In closing statements, Assistant State Attorney Michelle Doherty appeared to prepare the state’s case in favor of capital punishment by emphasizing the brutality of the crime.

“There can be no other words to describe what happened to those two victims other than an execution,” she said.

Martinez and Solorzano were found dead one morning in January 2018 inside the mobile home they shared on Southeast 14th Avenue in Ruskin. Both lay in pools of blood in the bathroom, having been shot multiple times.

The home was equipped with security cameras and a recording system. Hillsborough sheriff’s detectives recovered footage that showed a violent robbery the night before.

The recordings showed a woman emerging from the dark front yard, stepping up to the front porch and knocking on the door.

She spoke briefly with Martinez, asking for a ride. After he went back inside, two men approached the home, hiding near a corner. Both carried guns.

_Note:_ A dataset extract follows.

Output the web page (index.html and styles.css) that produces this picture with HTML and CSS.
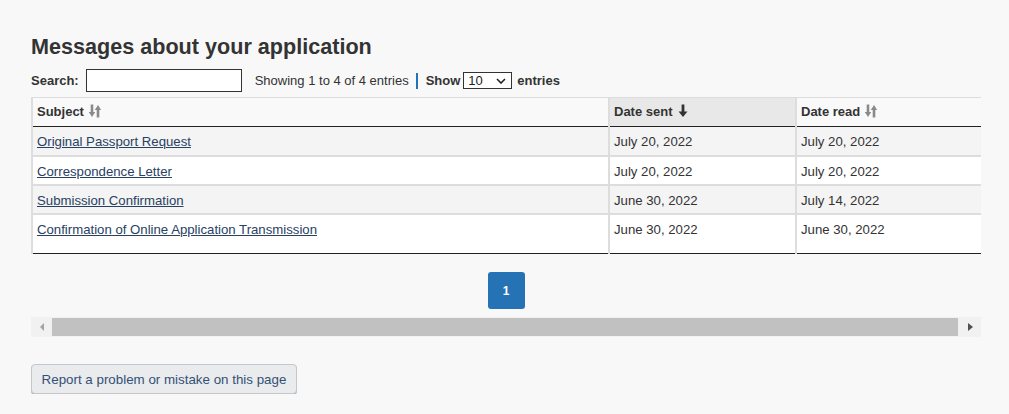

Martinez reemerged and walked toward a parked car. The men snuck up from behind, one of them leveling a gun at his head. He screamed as they began to beat him.

They chased him back onto the porch, where the beating continued. They emptied his pockets and forced him back inside.

The audio recording picked up the victims’ desperate cries.

“I promise you, there’s nothing,” Martinez could be heard saying.

“Please,” Solorzano said as she cried.

The robbers could be heard demanding valuables and menacing the victims: “I’ll smoke his ass … I’m not playing … You wanna die?”

They took guns. They took a wallet and an iPad and a watch. At some point before the murders, the robbers became aware of the video cameras and disconnected them.

In the yard, the woman who’d knocked on the door scoured the ground with a cellphone light, looking for drugs that had been dropped when Martinez was accosted.

The state’s case rested greatly on the testimony of Lyons’ former girlfriend, Samona Ramey. She identified herself as the woman in the video.

She pleaded guilty in 2021 to her role in the crime in exchange for a 35-year prison sentence.

In court, she admitted to the jury that she orchestrated the robbery with Lyons and a man she said was his nephew.

The other robber was identified in court at Jaquan Sharp, who was never charged and has since died.

Ramey said she was a drug user in 2018. She had bought methamphetamine from Martinez before, she said.

She described her actions in the video. She remembered hearing the gunshots. When she later learned cops wanted to question her, she checked into a room at the Sun City Center Inn.

Lyons later joined her there. They talked about the robbery. She was asked what he’d told her.

“That he had killed both of them,” she testified.

Lyons’ defense tried to attack Ramey’s credibility. They noted her criminal history, which includes nine prior felony convictions. They also emphasized her drug addictions and her struggles with mental illnesses.

Defense attorney Nick Sinardi emphasized the many lies she told about the robbery when first questioned by police. She first told a story about getting kicked out of a truck and walking to the home to ask for a ride. She claimed not to know the names of the two robbers, then later gave names of other people.

At one point in her interview, Sinardi noted, she told a detective, “I swear to God, everything I love, I’m telling the truth.”

“And she was lying through her teeth,” Sinardi said. “And she was lying completely.”

Ramey acknowledged that she’d lied previously. She said she was in love with Lyons, whom she’d known since she was 15.

The prosecutor argued that the jury didn’t just have to rely on Ramey’s words.

Lyons carried a revolver, Doherty said. Investigators determined the fatal gunshots were fired from such a weapon.

Several people investigators spoke to also identified Lyons as one of the gunmen in the surveillance video.

After Ramey was arrested, Lyons became a fugitive. Detectives later tracked him to Kentucky, where he was working for a steel manufacturing company under a false name. His flight, Doherty said, showed a “consciousness of guilt.”

A surveillance video recorded a few days after the crime showed Lyons lingering outside the Sun City Center Inn, smoking a cigarette and gulping a drink. In the footage, he wore a cap with a dark jacket and shirt, similar to what one of the robbers was seen wearing.

“There is evidence after evidence telling you who did it,” Doherty said.